5 The Basketball Diaries
(Leonardo DiCaprio, Mark Wahlberg, 1995)
Partly about basketball, partly about drugs, this is a sober reminder of how easily young dreams can be broken. DiCaprio is part of a successful high school basketball team with his eye on the big time. Gradually, though, his life comes off the rails as he struggles to cope with a variety of factors in his life. It ends up being a dark and troubled film but it is not without hope. Basketball is his salvation.
6 Jerry Maguire (1996)
If any 20-something sports fan watched this and said they didn't fancy Jerry Maguire's job at the end, they would have been lying.
7 Kingpin
(Woody Harrelson, Bill Murray, Randy Quaid, 1996)
This is arguably the best film written by the electrically funny
Farrelly brothers (Something About Mary, Dumb and Dumber, Stuck on You). Bill Murray is at his best as the supremely successful Ernie McCracken. His hair alone is hilarious. This is a film where the plot sounds ridiculous and it is. But it works. It is funny, heart-warming and charmingly daft.
8 The Loneliness of the Long Distance Runner (Michael Redgrave, Tom Courtenay, 1962)

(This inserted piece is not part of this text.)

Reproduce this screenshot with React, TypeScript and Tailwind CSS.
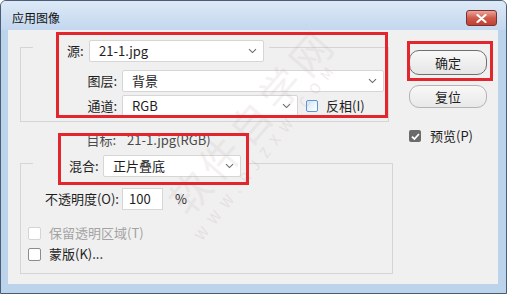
const font = "font-['Microsoft_YaHei','Noto_Sans_CJK_SC',sans-serif]";

function Chevron() {
  return (
    <svg width="9" height="6" viewBox="0 0 9 6" className="shrink-0">
      <path d="M1 1.2 L4.5 4.6 L8 1.2" fill="none" stroke="#6a6a6a" strokeWidth="1.1" />
    </svg>
  );
}

function Select({ value, w }: { value: string; w: string }) {
  return (
    <div
      className={`${w} h-[22px] flex items-center justify-between bg-white border border-[#d6d6d6] rounded-[2px] pl-[9px] pr-[6px] text-[13px] text-[#1e1e1e]`}
    >
      <span>{value}</span>
      <Chevron />
    </div>
  );
}

function Box({ disabled }: { disabled?: boolean }) {
  return (
    <span
      className={`w-[13px] h-[13px] shrink-0 rounded-[2px] border bg-white ${
        disabled ? "border-[#d4d4d4]" : "border-[#8c8c8c]"
      }`}
    />
  );
}

export default function App() {
  return (
    <div
      className={`relative w-[507px] h-[294px] overflow-hidden flex flex-col bg-[#bcd3ec] border border-[#4a5d74] rounded-t-[6px] ${font}`}
    >
      {/* title bar */}
      <div className="h-[29px] shrink-0 flex items-center justify-between pt-[5px] pl-[11px] pr-[9px] bg-linear-to-b from-[#dde9f6] to-[#c3d7ee]">
        <span className="text-[12px] leading-[14px] text-[#111]">应用图像</span>
        <button className="w-[31px] h-[16px] flex items-center justify-center rounded-[3px] border border-[#7a3030] bg-linear-to-b from-[#e9a59a] via-[#cf5a4d] to-[#c0402f]">
          <svg width="11" height="9" viewBox="0 0 11 9">
            <path d="M1.5 1 L9.5 8 M9.5 1 L1.5 8" stroke="#fff" strokeWidth="2.2" strokeLinecap="round" />
          </svg>
        </button>
      </div>

      {/* client */}
      <div className="flex-1 ml-[7px] mr-[8px] mb-[9px] bg-[#f0f0f0] flex text-[13px] leading-[18px] text-[#1e1e1e]">
        <div className="pl-[12px] pt-[2px]">
          <fieldset className="w-[369px] border border-[#d5d5d5] pb-[4px]">
            <legend className="ml-[12px] pl-[34px] pr-[5px] pt-[8px]">
              <div className="flex items-center">
                <span className="w-[18px]">源:</span>
                <span className="ml-[4px]">
                  <Select value="21-1.jpg" w="w-[175px]" />
                </span>
              </div>
            </legend>
            <div className="pt-[8px] flex flex-col gap-[3px]">
              <div className="flex items-center">
                <span className="w-[96px] text-right">图层:</span>
                <span className="ml-[5px]">
                  <Select value="背景" w="w-[262px]" />
                </span>
              </div>
              <div className="flex items-center">
                <span className="w-[96px] text-right">通道:</span>
                <span className="ml-[5px]">
                  <Select value="RGB" w="w-[176px]" />
                </span>
                <span className="ml-[8px] w-[12px] h-[12px] rounded-[2px] border border-[#5f94d4] bg-linear-to-br from-[#d6e6f8] to-white" />
                <span className="ml-[8px]">反相(I)</span>
              </div>
            </div>
          </fieldset>

          <div className="mt-[9px] h-[18px] flex items-center text-[#4a4a4a]">
            <span className="w-[96px] text-right">目标:</span>
            <span className="ml-[11px]">21-1.jpg(RGB)</span>
          </div>

          <fieldset className="w-[373px] border border-[#d5d5d5] pb-[10px]">
            <legend className="ml-[12px] pl-[36px] pr-[5px] pt-[6px]">
              <div className="flex items-center">
                <span className="w-[31px]">混合:</span>
                <span className="ml-[3px]">
                  <Select value="正片叠底" w="w-[138px]" />
                </span>
              </div>
            </legend>
            <div className="pt-[11px] flex items-center">
              <span className="w-[98px] text-right">不透明度(O):</span>
              <div className="ml-[3px] w-[41px] h-[22px] bg-white border border-[#d6d6d6] pl-[6px] flex items-center">
                100
              </div>
              <span className="ml-[12px]">%</span>
            </div>
            <div className="mt-[14px] h-[18px] flex items-center pl-[7px] text-[#a3a3a3]">
              <Box disabled />
              <span className="ml-[8px]">保留透明区域(T)</span>
            </div>
            <div className="mt-[3px] h-[18px] flex items-center pl-[7px]">
              <Box />
              <span className="ml-[8px]">蒙版(K)...</span>
            </div>
          </fieldset>
        </div>

        {/* buttons */}
        <div className="ml-[16px] pt-[20px] flex flex-col">
          <button className="w-[78px] h-[25px] rounded-[10px] border border-[#6f6f6f] bg-linear-to-b from-[#f8f8f8] to-[#e6e6e6] text-[13px]">
            确定
          </button>
          <button className="mt-[10px] w-[78px] h-[23px] rounded-[10px] border border-[#b4b4b4] bg-linear-to-b from-[#f8f8f8] to-[#e8e8e8] text-[13px]">
            复位
          </button>
          <div className="mt-[19px] h-[18px] flex items-center">
            <span className="w-[12px] h-[12px] rounded-[2px] bg-[#6b6b6b] flex items-center justify-center">
              <svg width="9" height="7" viewBox="0 0 9 7">
                <path d="M1 3.6 L3.4 6 L8 1" fill="none" stroke="#fff" strokeWidth="1.8" />
              </svg>
            </span>
            <span className="ml-[9px]">预览(P)</span>
          </div>
        </div>
      </div>

      {/* watermark */}
      <div className="absolute left-[137px] top-[99px] w-[226px] h-[40px] flex items-center justify-center -rotate-[49deg] text-[40px] leading-[40px] tracking-[6px] text-[#b8a4a4] opacity-[0.14] whitespace-nowrap pointer-events-none">
        软件自学网
      </div>
      <div className="absolute left-[144px] top-[139px] w-[242px] h-[20px] flex items-center justify-center -rotate-[52deg] text-[14px] tracking-[8px] text-[#b8a4a4] opacity-[0.2] whitespace-nowrap pointer-events-none">
        WWW.RJZXW.COM
      </div>

      {/* red annotation boxes */}
      <div className="absolute left-[55px] top-[31px] w-[332px] h-[86px] border-[3px] border-[#e3262e] pointer-events-none" />
      <div className="absolute left-[406px] top-[40px] w-[86px] h-[40px] border-[3px] border-[#e3262e] pointer-events-none" />
      <div className="absolute left-[57px] top-[132px] w-[191px] h-[52px] border-[3px] border-[#e3262e] pointer-events-none" />
    </div>
  );
}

This is a moving, classy production that tells a complex story about a troubled youth's struggles in life. Running is the way Colin Smith escapes from the reality of his horrid life and it becomes the vehicle by which he earns favoured status in prison. The ending is most definitely not Hollywood.
9 Gregory's Girl
(John Gordon Sinclair, Clare Grogan, 1981)
Directed by Bill Forsyth this was a film that perfectly encapsulated Scotland and the quirks of its people. Football and love are the two themes and they switch effortlessly in this gloriously funny and charming production. Lines from this film are still used in Scotland today and the only surprise was that the delightful Grogan, who was lead singer of the shortlived pop band Altered Images (they sang Happy Birthday in the 1980s) never really went on to star in much, although she did have a minor part in Eastenders for a while.
10 Best in Show
(Greg Kinnear, 2000)
Not strictly a sport but serious competition. If you can't laugh at this movie, then be ashamed.